China Reform Monitor: No. 1031

Related Categories: China

April 18:

To avoid damaging ties with China, Sydney University has called off a talk to students by the Dalai Lama, The Guardian reports. Perhaps fearful of funding cuts for its Chinese-sponsored Confucius Institute, the university cancelled the on-campus talk organized by its Institute for Democracy and Human Rights. The school’s vice-chancellor Michael Spence praised the decision as “in the best interests of researchers across the university.” Senator Sarah Hanson-Young, whose Green party controls the upper house of Australia’s parliament, disagreed: “As a democratic country, we should be encouraging more open and frank discussion about the current situation in Tibet, not banning the country’s spiritual leader from addressing students and staff at universities.”

[Editor’s Note: Earlier this month Australia’s prime minister, Julia Gillard, led a trade delegation to meet the China’s premier Li Keqiang, and agreed to a new “strategic partnership” with Beijing including annual talks between leaders on foreign policy and economics, Australia’s the Herald reports. In 2011 Gillard was criticized for refusing to meet the Dalai Lama to avoid damaging trade with China, which last year totaled $120 billion.]

April 23:

China will build a second, larger aircraft carrier capable of carrying more fighter jets, Song Xue, deputy chief of staff of the People's Liberation Army Navy, said at a ceremony with foreign military attaches, Reuters reports. In September 2012 Chinese officials had denied foreign media reports that China was building a second carrier in Shanghai.

April 24:

On April 15, “a platoon” of Chinese People’s Liberation Army (PLA) soldiers along with dogs and vehicles entered the Daulat Beg Oldi (DBO) sector of Ladakh, India and established an outpost there at an altitude of 17,000 feet. The region, about 10 km inside territory under Indian control, is also claimed by China. New Delhi called for all Chinese troops to leave but Beijing responded by claiming that the PLA “has confined activities to within the Chinese border and never trespassed across the line,” the official People’s Daily reports.

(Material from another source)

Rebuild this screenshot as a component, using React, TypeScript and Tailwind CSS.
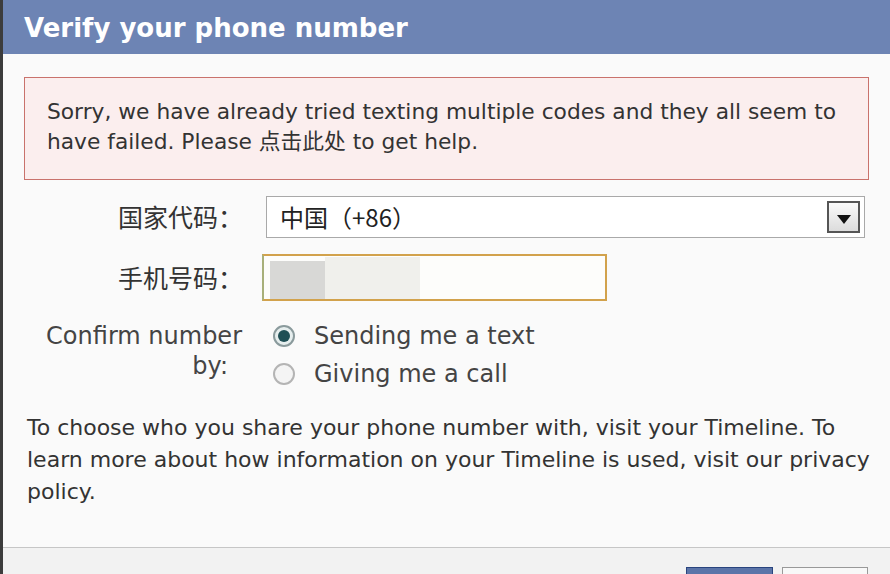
const dv = "font-['DejaVu_Sans','Noto_Sans_CJK_SC',sans-serif]";
const cjk = "font-['Noto_Sans_CJK_SC',sans-serif]";

const Radio = ({ checked }: { checked: boolean }) => (
  <span
    className={`flex h-[22px] w-[22px] items-center justify-center rounded-full border-2 ${
      checked ? "border-[#8a9a9c] bg-[#e6eeee]" : "border-[#b4b4b4] bg-[#f4f4f4]"
    }`}
  >
    {checked && <span className="h-[12px] w-[12px] rounded-full bg-[#1f4f55]" />}
  </span>
);

export default function App() {
  return (
    <div className="flex h-[574px] w-[890px] overflow-hidden bg-[#3c3c3c] pl-[3px]">
      <div className="flex min-w-0 flex-1 flex-col bg-[#fafafa]">
        {/* header */}
        <div className="flex h-[54px] items-center bg-[#6d84b4] pl-[21px]">
          <h1 className={`${dv} mt-[2px] text-[26px] font-bold text-white`}>
            Verify your phone number
          </h1>
        </div>

        <div className="flex flex-1 flex-col px-[21px] pt-[23px]">
          {/* error */}
          <div
            className={`${dv} h-[103px] border border-[#c9726c] bg-[#fbeeee] px-[22px] pt-[19px] text-[21.75px] leading-[30px] text-[#333]`}
          >
            Sorry, we have already tried texting multiple codes and they all seem to
            <br />
            have failed. Please 点击此处 to get help.
          </div>

          {/* country code */}
          <div className="mt-[16px] flex items-center">
            <span className={`${cjk} w-[242px] shrink-0 pr-[23px] text-right text-[25px] text-[#333]`}>
              国家代码：
            </span>
            <div className="flex h-[42px] w-[599px] items-center justify-between border border-[#a9a9a9] bg-white pl-[13px] pr-[4px]">
              <span className={`${cjk} text-[24px] text-[#222]`}>中国（+86）</span>
              <span className="flex h-[32px] w-[33px] items-end justify-center border-2 border-[#555] bg-gradient-to-b from-[#fafafa] to-[#dcdcdc] pb-[7px]">
                <svg width="14" height="9" viewBox="0 0 14 9">
                  <path d="M0 0h14L7 9z" fill="#111" />
                </svg>
              </span>
            </div>
          </div>

          {/* phone */}
          <div className="mt-[16px] flex items-center">
            <span className={`${cjk} w-[238px] shrink-0 pr-[19px] text-right text-[25px] text-[#333]`}>
              手机号码：
            </span>
            <div className="flex h-[47px] w-[345px] items-end border-2 border-[#d2a24c] border-l-[#a8b07a] bg-[#fdfdfb] pl-[6px]">
              <div className="h-[38px] w-[55px] bg-[#d8d8d6]" />
              <div className="h-[42px] w-[95px] bg-[#f0f0ec]" />
            </div>
          </div>

          {/* confirm */}
          <div className={`${dv} mt-[20px] flex text-[24px] text-[#444]`}>
            <div className="w-[221px] shrink-0 whitespace-nowrap pr-[3px] text-right leading-[30px]">
              Confirm number
              <br />
              <span className="pr-[14px]">by:</span>
            </div>
            <div className="flex flex-col gap-[8px] pl-[28px]">
              <label className="flex h-[30px] items-center gap-[19px] whitespace-nowrap">
                <Radio checked />
                <span>Sending me a text</span>
              </label>
              <label className="flex h-[30px] items-center gap-[19px] whitespace-nowrap">
                <Radio checked={false} />
                <span>Giving me a call</span>
              </label>
            </div>
          </div>

          {/* info */}
          <p className={`${dv} mt-[23px] whitespace-nowrap pl-[3px] text-[22px] leading-[32px] text-[#333]`}>
            To choose who you share your phone number with, visit your Timeline. To
            <br />
            learn more about how information on your Timeline is used, visit our privacy
            <br />
            policy.
          </p>
        </div>

        {/* footer */}
        <div className="flex h-[27px] shrink-0 items-start justify-end gap-[9px] border-t border-[#c6c6c6] bg-[#f2f2f2] pr-[22px] pt-[19px]">
          <button className="h-[30px] w-[87px] border border-[#29447e] bg-[#5b74a8]" />
          <button className="h-[30px] w-[86px] border border-[#999] bg-[#f8f8f8]" />
        </div>
      </div>
    </div>
  );
}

Meanwhile, on April 21 the Press Trust of India (PTI) reports, that two Chinese military helicopters “violated Indian airspace at Chumar, several hundred km southeast of Leh, and returned after dropping food, cigarettes and notes.” In response, New Delhi will deploy 1,500 more airborne troops along the China border, PTI reports

April 25:

Hong Kong’s gold supplies have been depleted after the recent drop in gold prices spurred a massive Chinese buying spree, the International Business Times reports. “In every corner of Hong Kong, local residents and tourists from mainland China alike are buying up anything gold. I have never seen anything like this in my 30 years in the business,” said Huang Feichang, CEO of Luk Fook Jewelry. The Chinese Gold & Silver Exchange Society is rush-ordering four times its usual amount of gold bars from Switzerland and London to meet the increased demand. “Stimulated by the plummeting gold price last week, daily total transactions multiplied to 160 billion Hong Kong dollars ($20.6 billion). All of our gold stock is gone now,” said Zhang Dexi president of the exchange.

Kamran Daneshju, Iran’s minister of science and technology, has met with Wan Gang, his Chinese counterpart, and agreed to expand bilateral cooperation, Iran’s private Fars News Agency website reports. Daneshju also met with Bai Chunli, President of the Chinese Academy of Sciences (CAS), and agreed to develop cooperative projects in areas including nanotechnology, satellites, and passenger aircraft, etc. “Five research centers of this academy can begin joint and practical work with Iran. We will be glad to see more Iranians attending CAS,” Bai said. CAS will grant scholarships to Iranian researchers. Daneshju proposed that two research centers from China and two from Iran begin working on joint projects, Iranian official government news agency IRNA reports.